The US has a stake in preventing the spread of conflict in the former Yugoslavia. Serb attacks against the 90 percent Albanian majority in Kosovo province, or violence in Macedonia, could ignite a new Balkan war involving Albania, Bulgaria, and NATO allies Greece and Turkey. The White House has repeated George Bush's warning that the US will respond, militarily if necessary, to Serbian expansion of the conflict. Beyond these concerns, the response of the international community to the violence in Bosnia will set an important precedent for containing ethnic conflict elsewhere.

The US initiative comes at a crucial moment. Cyrus Vance and Lord Owen have produced a peace proposal that gives Bosnia a constitutional framework as a unitary but decentralized state. It proposes a ceasefire that puts heavy weapons under UN control. It also divides Bosnia into 10 provinces. Croats accept the proposal. Serbs object to the map because it would reduce from 70 percent to 40 percent the territory under their control. Muslims have agreed to the constitutional framework and have signed on to t he document on the disengagement of forces.

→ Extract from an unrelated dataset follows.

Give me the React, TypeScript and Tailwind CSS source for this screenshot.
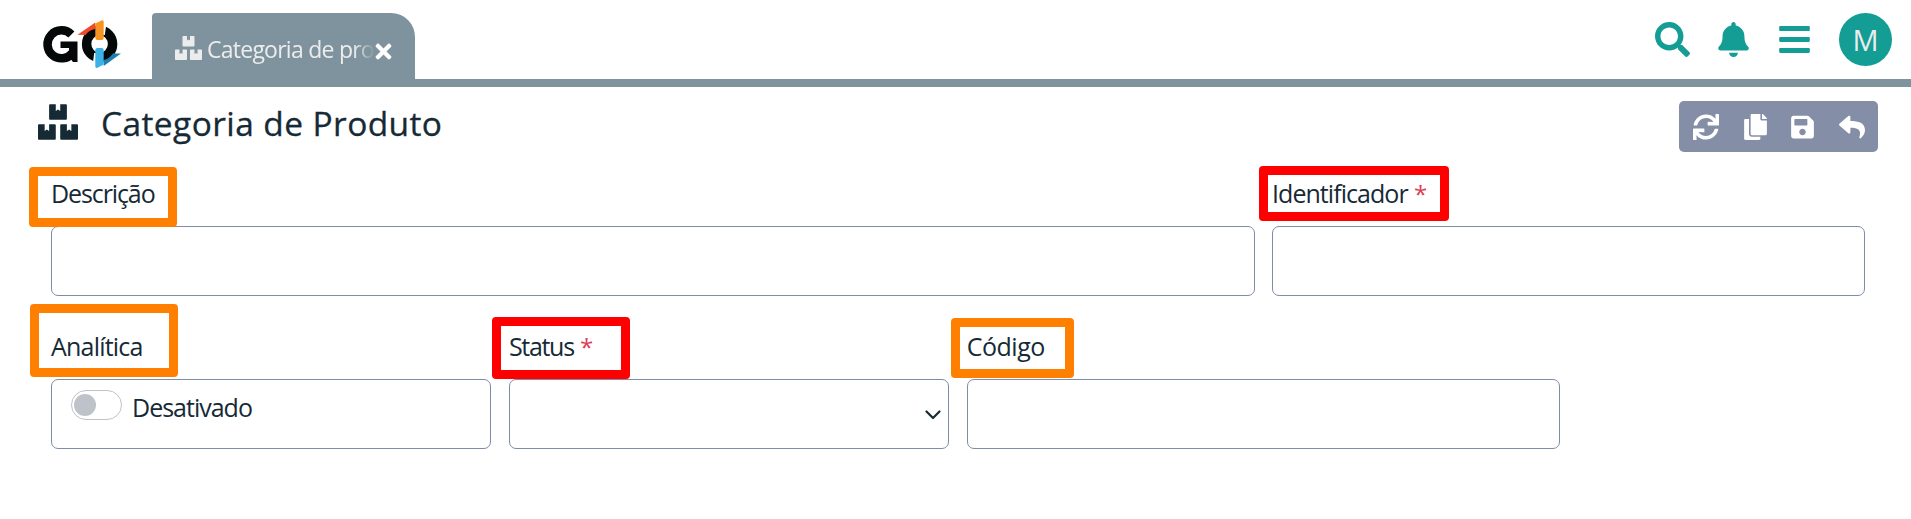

The Clinton initiative is designed to build on the Vance-Owen proposal which, despite its flaws, is the only peace plan in sight. In particular, the administration seeks to address the legitimate concerns of Bosnian Muslims and ratchet up the pressure on all sides, particularly Serbia, to accept a peace settlement.

The Russians are sympathetic to the concerns of their historic ally, Serbia. Failure to coordinate with Russia could not only doom the peace process in Bosnia but undermine Russian reformers already under attack from nationalists at home. Implementation is key. The map in the UN plan, or any improvement on it, is meaningful only if enforced. Only the presence on the ground of international peacekeeping forces can assure that all sides disarm, give up heavy weapons, and permit refugees to go home.

The importance of the Clinton initiative is that it includes a US pledge to help implement and enforce, in the context of a multilateral effort under a UN mandate, an agreement reached by all parties. This limited commitment of US military is crucial.

Key questions on the deployment of US forces must be answered: the size, role, and command of US forces. Only in the context of implementing a peace settlement can the president build enough support in Congress for US deployment.

UN negotiations, augmented by the administration, are the beginning, not the end, of the peace process. We should pursue it vigorously. Any plan to end the war in Bosnia will be fragile, tenuous, and difficult. If not successful, other steps must be considered. Our goals, however, remain the same: stop the killing, secure a lasting cease-fire, and begin reconciliation.